Nobody will admit to this either, but as Siddaramaiah goes full throttle against the BJP, dredging up old cases against BSY, and one hears there are more coming against other BJP leaders,and just as many central agencies dust off cases against the state Congress leaders, daubing the Siddu government as corrupt, BSY’s importance to the BJP can only grow.

Be warned, Mr Chief Minister, victimise BSY and you could lose even the fraction of the Lingayat vote that you are vying for. Even dredging up the previous unstable three BJP chief minister-run BJP government may not work. BSY may no longer be the sprightly, feisty fighter of yore but his biggest USP will always be that he is the face of the Lingayats in the state. The united Lingayats.

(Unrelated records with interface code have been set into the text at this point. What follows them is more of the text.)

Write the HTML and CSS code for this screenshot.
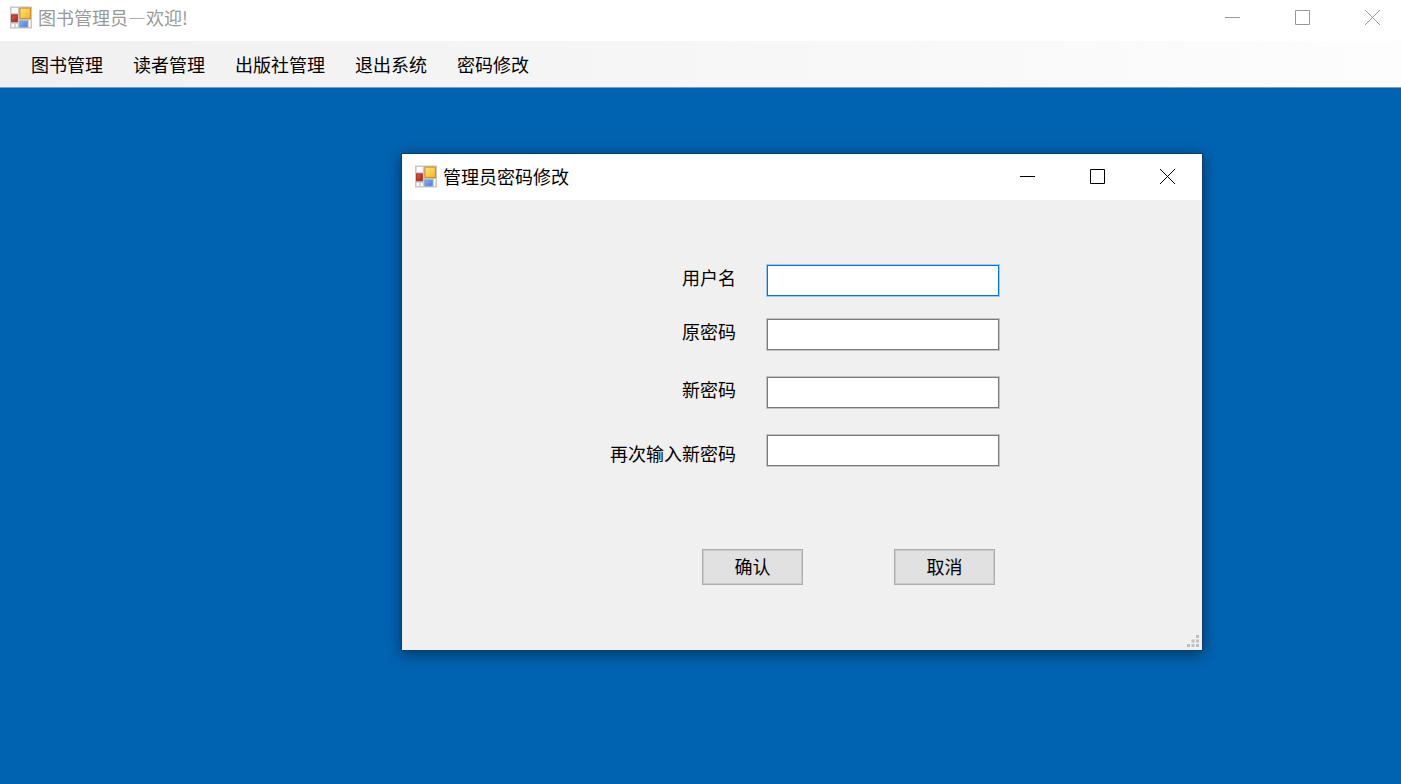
FILE: index.html
```html
<!DOCTYPE html>
<html lang="zh-CN">
<head>
    <meta charset="UTF-8">
    <meta name="viewport" content="width=device-width, initial-scale=1.0">
    <title>图书管理员—欢迎!</title>
    <link rel="stylesheet" href="styles.css">
</head>
<body>
    <!-- Shared icons -->
    <svg class="sprite" aria-hidden="true">
        <defs>
            <linearGradient id="gold" x1="0" y1="0" x2="1" y2="1">
                <stop offset="0" stop-color="#ffe680"/>
                <stop offset="1" stop-color="#f0b41c"/>
            </linearGradient>
            <linearGradient id="red" x1="0" y1="0" x2="1" y2="1">
                <stop offset="0" stop-color="#d8604c"/>
                <stop offset="1" stop-color="#b02018"/>
            </linearGradient>
            <linearGradient id="blue" x1="0" y1="0" x2="1" y2="1">
                <stop offset="0" stop-color="#8cb4f8"/>
                <stop offset="1" stop-color="#4478dc"/>
            </linearGradient>
        </defs>
        <symbol id="icon-form" viewBox="0 0 21 21">
            <rect width="21" height="21" fill="#c8c8c8"/>
            <path d="M1.500 1.500h6v5h-6zM1.500 16.500h2.500v3h-2.500zM5.500 16.500h2v3h-2zM18 13h1.500v6.500h-1.500z" fill="#fff"/>
            <rect x="9.500" y="1.500" width="10" height="10" fill="url(#gold)" stroke="#c8921c"/>
            <rect x="1.500" y="8" width="5.500" height="6.500" fill="url(#red)" stroke="#b03028"/>
            <rect x="9.500" y="14" width="7" height="5.500" fill="url(#blue)" stroke="#6c98e0"/>
        </symbol>
        <symbol id="icon-min" viewBox="0 0 15 15"><path d="M0 7.500h15"/></symbol>
        <symbol id="icon-max" viewBox="0 0 15 15"><path d="M.5 .5h14v14h-14z"/></symbol>
        <symbol id="icon-close" viewBox="0 0 15 15"><path d="M0 0l15 15M15 0l-15 15"/></symbol>
    </svg>

    <!-- Main window -->
    <header class="title-bar main-title">
        <svg class="app-icon"><use href="#icon-form"/></svg>
        <h1>图书管理员—欢迎!</h1>
        <div class="window-controls">
            <button type="button" aria-label="最小化"><svg><use href="#icon-min"/></svg></button>
            <button type="button" aria-label="最大化"><svg><use href="#icon-max"/></svg></button>
            <button type="button" aria-label="关闭"><svg><use href="#icon-close"/></svg></button>
        </div>
    </header>
    <nav class="menu">
        <a href="#">图书管理</a>
        <a href="#">读者管理</a>
        <a href="#">出版社管理</a>
        <a href="#">退出系统</a>
        <a href="#">密码修改</a>
    </nav>

    <main class="desktop">
        <!-- Change password window -->
        <section class="dialog">
            <div class="title-bar dialog-title">
                <svg class="app-icon"><use href="#icon-form"/></svg>
                <h2>管理员密码修改</h2>
                <div class="window-controls">
                    <button type="button" aria-label="最小化"><svg><use href="#icon-min"/></svg></button>
                    <button type="button" aria-label="最大化"><svg><use href="#icon-max"/></svg></button>
                    <button type="button" aria-label="关闭"><svg><use href="#icon-close"/></svg></button>
                </div>
            </div>
            <form class="password-form">
                <div class="fields">
                    <label for="username">用户名</label>
                    <input class="active" type="text" id="username">
                    <label for="old-password">原密码</label>
                    <input type="password" id="old-password">
                    <label for="new-password">新密码</label>
                    <input type="password" id="new-password">
                    <label class="long-label" for="confirm-password">再次输入新密码</label>
                    <input type="password" id="confirm-password">
                </div>
                <div class="actions">
                    <button type="submit">确认</button>
                    <button type="button">取消</button>
                </div>
            </form>
            <svg class="grip" viewBox="0 0 13 13" aria-hidden="true">
                <path d="M9 0h3v3h-3zM4.500 4.500h3v3h-3zM9 4.500h3v3h-3zM0 9h3v3h-3zM4.500 9h3v3h-3zM9 9h3v3h-3z"/>
            </svg>
        </section>
    </main>
</body>
</html>
```
FILE: styles.css
```css
:root {
    --desktop-color: #0063b1;
    --form-color: #f0f0f0;
    --inactive-color: #999999;
    --border-color: #7a7a7a;
    --active-color: #0078d7;
}

* {
    box-sizing: border-box;
}

body {
    margin: 0;
    min-height: 100vh;
    display: flex;
    flex-direction: column;
    font-family: "Noto Sans CJK SC", sans-serif;
    font-size: 18px;
    color: #000;
    background: var(--desktop-color);
}

.sprite {
    position: absolute;
    width: 0;
    height: 0;
}

/* Title bars */
.title-bar {
    display: flex;
    background: #fff;
    overflow: hidden;
}

.title-bar h1,
.title-bar h2 {
    margin: 0;
    flex: 1;
    font-size: 18px;
    font-weight: 400;
}

.main-title {
    height: 41px;
    padding-left: 10px;
    line-height: 35px;
    color: var(--inactive-color);
}

.dialog-title {
    height: 46px;
    padding-left: 13px;
    line-height: 45px;
}

.app-icon {
    width: 22px;
    height: 1lh;
    margin-right: 6px;
}

.window-controls {
    display: flex;
    gap: 1px;
    height: 1lh;
}

.main-title .window-controls {
    margin-right: -6px;
}

.window-controls button {
    display: flex;
    align-items: center;
    justify-content: center;
    width: 69px;
    padding: 0;
    border: none;
    background: none;
    color: inherit;
}

.window-controls svg {
    width: 15px;
    height: 15px;
    fill: none;
    stroke: currentColor;
}

/* Menu */
.menu {
    display: flex;
    gap: 30px;
    height: 47px;
    padding-left: 31px;
    line-height: 46px;
    background: linear-gradient(to right, #f0f0f0, #fdfdfd);
    border-bottom: 1px solid #6fa3cc;
}

.menu a {
    color: #000;
    text-decoration: none;
}

/* Dialog */
.desktop {
    flex: 1;
    position: relative;
}

.dialog {
    position: absolute;
    top: 65px;
    left: 401px;
    width: 802px;
    border: 1px solid #0f3d64;
    background: var(--form-color);
    box-shadow: 0 3px 14px rgba(0, 0, 0, 0.45);
}

.password-form {
    padding: 65px 0;
}

.fields {
    display: grid;
    grid-template-columns: 334px 232px;
    grid-template-rows: 54px 58px 58px 31px;
    column-gap: 31px;
    align-items: start;
}

.fields label {
    line-height: 25px;
    text-align: right;
}

.fields .long-label {
    align-self: end;
}

.fields input {
    height: 31px;
    padding: 0 6px;
    border: 1px solid var(--border-color);
    border-radius: 0;
    background: #fff;
    box-shadow: 0 0 0 1px #c4c4c4;
    font: inherit;
    outline: none;
}

.fields input.active,
.fields input:focus {
    border-color: var(--active-color);
    box-shadow: 0 0 0 1px #9ccaf0;
}

.actions {
    display: flex;
    gap: 91px;
    margin-top: 83px;
    padding-left: 300px;
}

.actions button {
    width: 101px;
    height: 36px;
    padding: 0 0 2px;
    border: 1px solid #adadad;
    background: #e1e1e1;
    box-shadow: inset 0 0 0 1px #cacaca;
    color: #000;
    font: inherit;
}

.actions button:hover {
    border-color: var(--active-color);
    background: #e5f1fb;
}

.grip {
    position: absolute;
    right: 2px;
    bottom: 2px;
    width: 13px;
    height: 13px;
    fill: #bfbfbf;
}
```
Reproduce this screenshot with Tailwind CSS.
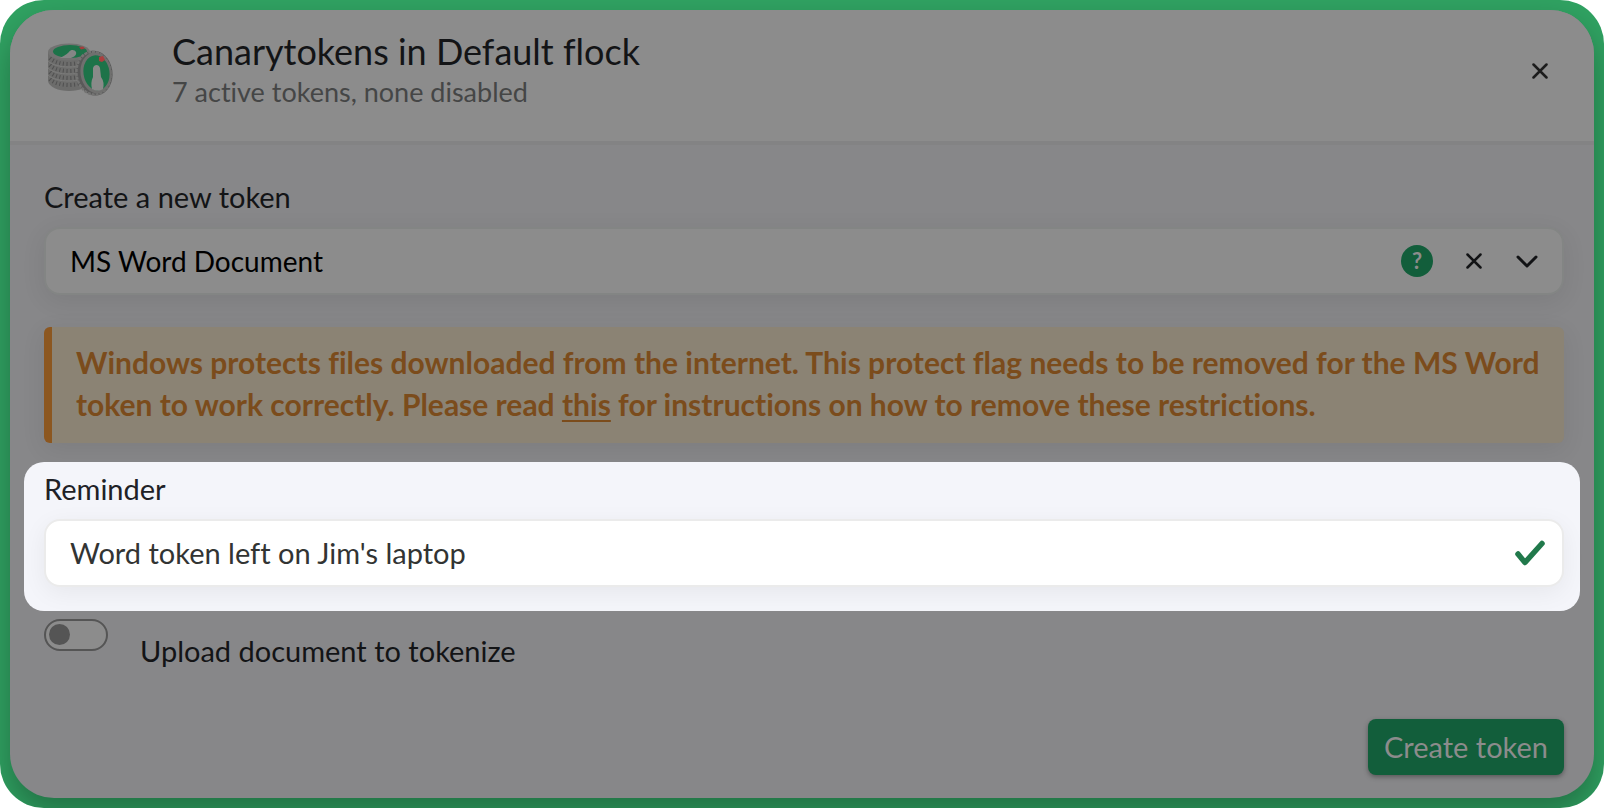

The Chief Minister may find that despite the noise by an ambitious M.B.Patil, the forward community may not necessarily want to be just another caste in the Congress’ collection of OBC-Minorities-Ahinda mix. LAhinda? Not, when they can be THE community that calls the shots through the BJP.

And this is why one must doff one’s hat to the Master… Shah, the outsider, understands the way the Lingayat mindset works. For all his harsh north Indian ways – ticking off respected BJP leaders like schoolchildren – Amit Shah could prove to be Siddaramaiah’s nightmare. Still expecting a Lingayat cross over?